According to Takahashi, the inamyloid spores, the diverticulate cap cuticle hyphae, and the dark pigment in the gill hyphae suggest that the fungus is best classified in the section Hiemales of the genus Mycena. Because of its medium-sized, partly collybioid fruit bodies (i.e., small to medium-sized with white spore prints and convex caps, similar to species once placed in the genus Collybia), the white cord-like rhizomorphs, and its distinctly intervenose gills, it has an isolated position within the section.

==Description==
The cap is initially conical to convex to bell-shaped, then flattened in age, ultimately reaching 10 to 25 mm in diameter. The center of the cap is irregularly wrinkled to pitted, but less so toward the grooved margin. It is hygrophanous (changing color as it loses or absorbs water), dry, initially pruinose (covered with what appears to be a fine white powder), but soon becomes smooth. The color is blackish-brown at the center, dark brown to reddish-brown farther outward, and becoming much paler at the margin; sometimes the cap is evenly dark brown. The flesh is up to 1 mm thick and white, and does not have any distinctive taste and odor. The stem is 40 to 50 mm long by 1.5 to 2 mm wide, cylindrical, slightly enlarged at the base, central, slender, and hollow. The stem surface is dry, pruinose over the entire length, and does not become smooth with age. It is pale brownish at the top, and gradually becomes dark brown toward the base. The base is covered with a white mycelial hairlike growth (a tomentum) that is attached to white cord-like rhizomorphs on the substratum. The gills are fused to the stem, and distantly spaced, with between 15 and 18 gills reaching the stem. The gills are up to 2.5 mm broad, thin, grayish, and have distinct veins running between them. The gill edges are the same color as the gill faces.

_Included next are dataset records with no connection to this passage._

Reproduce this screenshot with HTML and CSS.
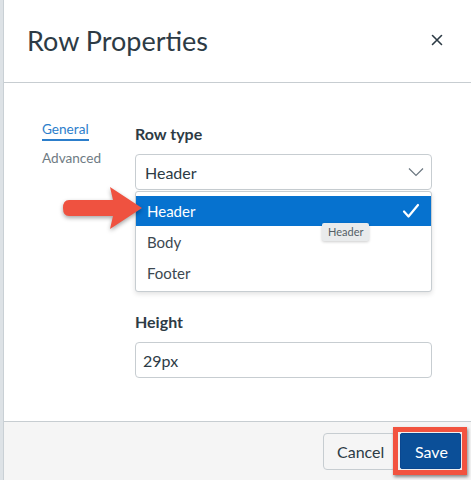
FILE: index.html
```html
<!DOCTYPE html>
<html>
<head>
<meta charset="utf-8">
<link rel="stylesheet" href="styles.css">
</head>
<body>
<div class="modal">
  <div class="header">
    <h1 class="title">Row Properties</h1>
    <span class="close">
      <svg width="12" height="12" viewBox="0 0 12 12"><path d="M1.5 1.5 L10.5 10.5 M10.5 1.5 L1.5 10.5" stroke="#2d3b45" stroke-width="1.6" fill="none" stroke-linecap="round"/></svg>
    </span>
  </div>
  <div class="content">
    <nav class="tabs">
      <span class="tab active">General</span>
      <span class="tab">Advanced</span>
    </nav>
    <div class="form">
      <div class="field">
        <label class="label">Row type</label>
        <div class="select">
          <span>Header</span>
          <svg class="chev" width="16" height="10" viewBox="0 0 16 10"><path d="M1 1.5 L8 8.5 L15 1.5" stroke="#6b7780" stroke-width="1.2" fill="none"/></svg>
        </div>
      </div>
      <div class="field field-height">
        <label class="label">Height</label>
        <div class="input">29px</div>
      </div>
      <div class="menu">
        <div class="opt selected"><span>Header</span>
          <svg width="18" height="16" viewBox="0 0 18 16"><path d="M2 8.5 L6.5 13.5 L16 2" stroke="#fff" stroke-width="2.2" fill="none" stroke-linecap="round" stroke-linejoin="round"/></svg>
        </div>
        <div class="opt">Body</div>
        <div class="opt">Footer</div>
      </div>
      <div class="tooltip">Header</div>
      <svg class="arrow" width="82" height="44" viewBox="0 0 82 44">
        <path d="M6 14 L50 14 L47 1 L79 22 L47 43 L50 30 L6 30 Q0 30 0 22 Q0 14 6 14 Z" fill="#ef5240"/>
      </svg>
    </div>
  </div>
  <div class="footer">
    <button class="btn cancel">Cancel</button>
    <span class="highlight"><button class="btn save">Save</button></span>
  </div>
</div>
</body>
</html>
```
FILE: styles.css
```css
* { box-sizing: border-box; }
html, body { margin: 0; padding: 0; }
body {
  background: #dde2e6;
  font-family: Lato, "Open Sans", sans-serif;
  color: #2d3b45;
  width: 471px;
  height: 480px;
  overflow: hidden;
}
.modal {
  margin-left: 3px;
  height: 480px;
  background: #fff;
  display: flex;
  flex-direction: column;
  border-left: 1px solid #c9d0d5;
}
.header {
  height: 83px;
  flex: none;
  border-bottom: 1px solid #c7cdd1;
  display: flex;
  align-items: center;
  justify-content: space-between;
  padding: 0 28px 0 23px;
}
.title {
  margin: 0;
  font-size: 27px;
  font-weight: 400;
  color: #2d3b45;
  padding-bottom: 2px;
}
.close { display: flex; width: 12px; height: 12px; margin-bottom: 2px; }
.content {
  flex: 1;
  display: flex;
  padding: 38px 0 0 38px;
}
.tabs {
  width: 93px;
  display: flex;
  flex-direction: column;
  gap: 9px;
  flex: none;
  font-size: 13.6px;
}
.tab { color: #6f7b84; line-height: 17px; }
.tab.active {
  color: #2c7ecb;
  align-self: flex-start;
  border-bottom: 2px solid #2c7ecb;
  padding-bottom: 1px;
}
.form {
  position: relative;
  width: 297px;
  padding-top: 3px;
}
.label {
  display: block;
  font-weight: 700;
  font-size: 16px;
  line-height: 20px;
  color: #2d3b45;
}
.select, .input {
  margin-top: 10px;
  height: 36px;
  border: 1px solid #c7cdd1;
  border-radius: 4px;
  display: flex;
  align-items: center;
  justify-content: space-between;
  padding: 0 7px 0 9px;
  font-size: 16px;
  color: #2d3b45;
}
.input { padding-left: 7px; }
.chev { margin-bottom: 1px; }
.field-height { margin-top: 122px; }
.menu {
  position: absolute;
  left: 0;
  top: 70px;
  width: 297px;
  height: 101px;
  background: #fff;
  border: 1px solid #c7cdd1;
  border-radius: 3px;
  box-shadow: 0 2px 5px rgba(0,0,0,0.12);
  padding-top: 4px;
  font-size: 15px;
}
.opt {
  height: 31px;
  display: flex;
  align-items: center;
  justify-content: space-between;
  padding: 0 11px;
  color: #3c4850;
}
.opt.selected {
  height: 30px;
  background: #0672cf;
  color: #fff;
}
.tooltip {
  position: absolute;
  left: 187px;
  top: 102px;
  padding: 2px 6px;
  background: #e9ebec;
  border-radius: 2px;
  box-shadow: 0 1px 3px rgba(0,0,0,0.2);
  font-size: 11px;
  color: #555f66;
  line-height: 14px;
}
.arrow {
  position: absolute;
  left: -72px;
  top: 65px;
  filter: drop-shadow(0 2px 2px rgba(0,0,0,0.35));
}
.footer {
  height: 59px;
  flex: none;
  background: #f5f5f5;
  border-top: 1px solid #c7cdd1;
  display: flex;
  align-items: center;
  justify-content: flex-end;
  padding-right: 4px;
}
.btn {
  font-family: Lato, "Open Sans", sans-serif;
  font-size: 16px;
  height: 37px;
  border-radius: 4px;
  cursor: pointer;
}
.cancel {
  background: #f5f5f5;
  border: 1px solid #c7cdd1;
  color: #2d3b45;
  padding: 0 13px;
  margin-right: -3px;
  width: 73px;
}
.highlight {
  position: relative;
  display: flex;
  border: 5px solid #f2533f;
  box-shadow: 1px 2px 3px rgba(0,0,0,0.45);
  padding: 1px 1px 1px 2px;
  background: #f0f0f0;
}
.save {
  background: #0b4f98;
  border: 1px solid #0a4790;
  color: #fff;
  padding: 0 14px;
  border-radius: 2px;
  height: 36px;
  width: 61px;
}
```
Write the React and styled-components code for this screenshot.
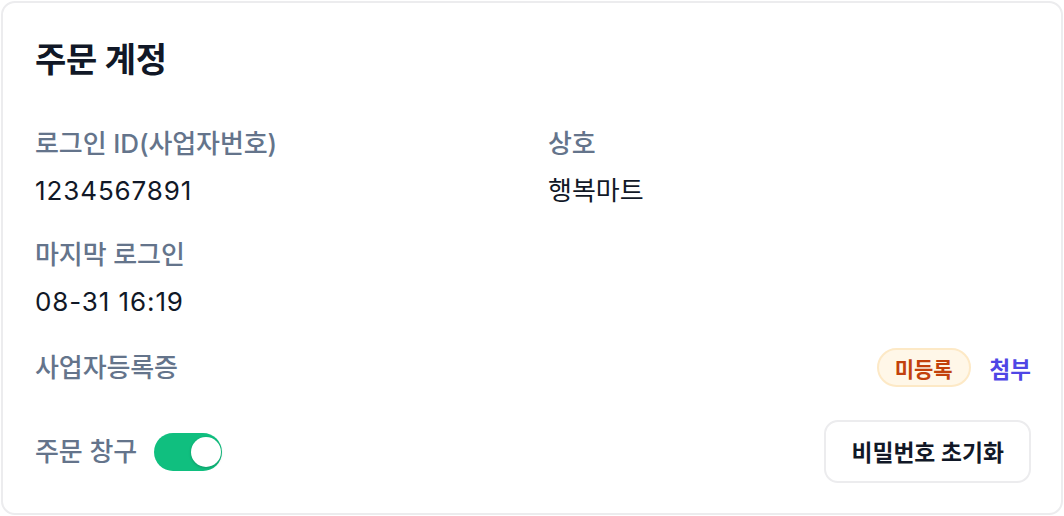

===Microscopic characteristics===
The spores are roughly ellipsoid and measure 8–11 by 5–6 μm. They are smooth, colorless, inamyloid, and thin-walled. The basidia (the spore-bearing cells) are 28–35 by 7–8 μm, club-shaped, and mostly four-spored. The abundant cheilocystidia (cystidia on the gill edge) are club-shaped, measure 30–45 by 10–15 μm, and form a sterile gill edge. They have several irregularly cylindrical to knob-like apical appendages measuring 3–11 by 2–5 μm, which are colorless and thin-walled. Pleurocystidia (cystidia on the gill face) are absent in M. nidificata. The hymenophoral (hymenium-bearing) tissue is made of smooth, thin-walled hyphae that are 6–26 μm wide, cylindrical (but often inflated), and contain brownish pigment in the cytoplasm. These hyphae are dextrinoid, meaning they will turn reddish to reddish-brown in the presence of Melzer's reagent. The cap cuticle is made of parallel, bent-over hyphae that are 3–10 μm wide, cylindrical. The hyphae are smooth or covered with scattered, warty or finger-like diverticulae. Under the cap cuticle is a layer of parallel hyphae containing cytoplasmic brownish pigment. The hyphae are dextrinoid, and contain short and inflated cells that are up to 40 μm wide. The stem cuticle is made of parallel, bent-over hyphae 3–8 μm wide, which are similar in appearance to the hyphae of the cap cuticle. The caulocystidia (cystidia on the stem) are relatively sporadic; they are cylindrical, diverticulate, colorless, thin-walled, and measure 45–60 by 4–8 μm. The stem tissue is composed of longitudinally arranged, cylindrical hyphae that are 10–25 μm wide, dextrinoid, smooth, and have cytoplasmic brownish pigment. Clamp connections are present in the stem tissues, and at the septa at the bases of the basidia.

===Similar species===
Mycena granulifera, a species originally described from Brazil, is comparable to M. nidificata in having inamyloid spores, club-shaped cheilocystidia with finger-like outgrowths, and diverticulate cap cuticle hyphae. M. granulifera differs in forming a whitish, wrinkled cap and club-shaped to roughly spindle-shaped pleurocystidia. Mycena nidificata also bears some resemblance to the European species M. flos-nivium, which is distinguished by having cylindrical, amyloid spores, gills without veins between them, and an absence of cord-like rhizomorphs.

==Habitat and distribution==
Mycena nidificata is known only from Kanagawa, Japan. The mushroom is found growing solitary or scattered, on dead fallen twigs in forests dominated by the oak species Quercus castanopsis. Fruiting occurs from May to September.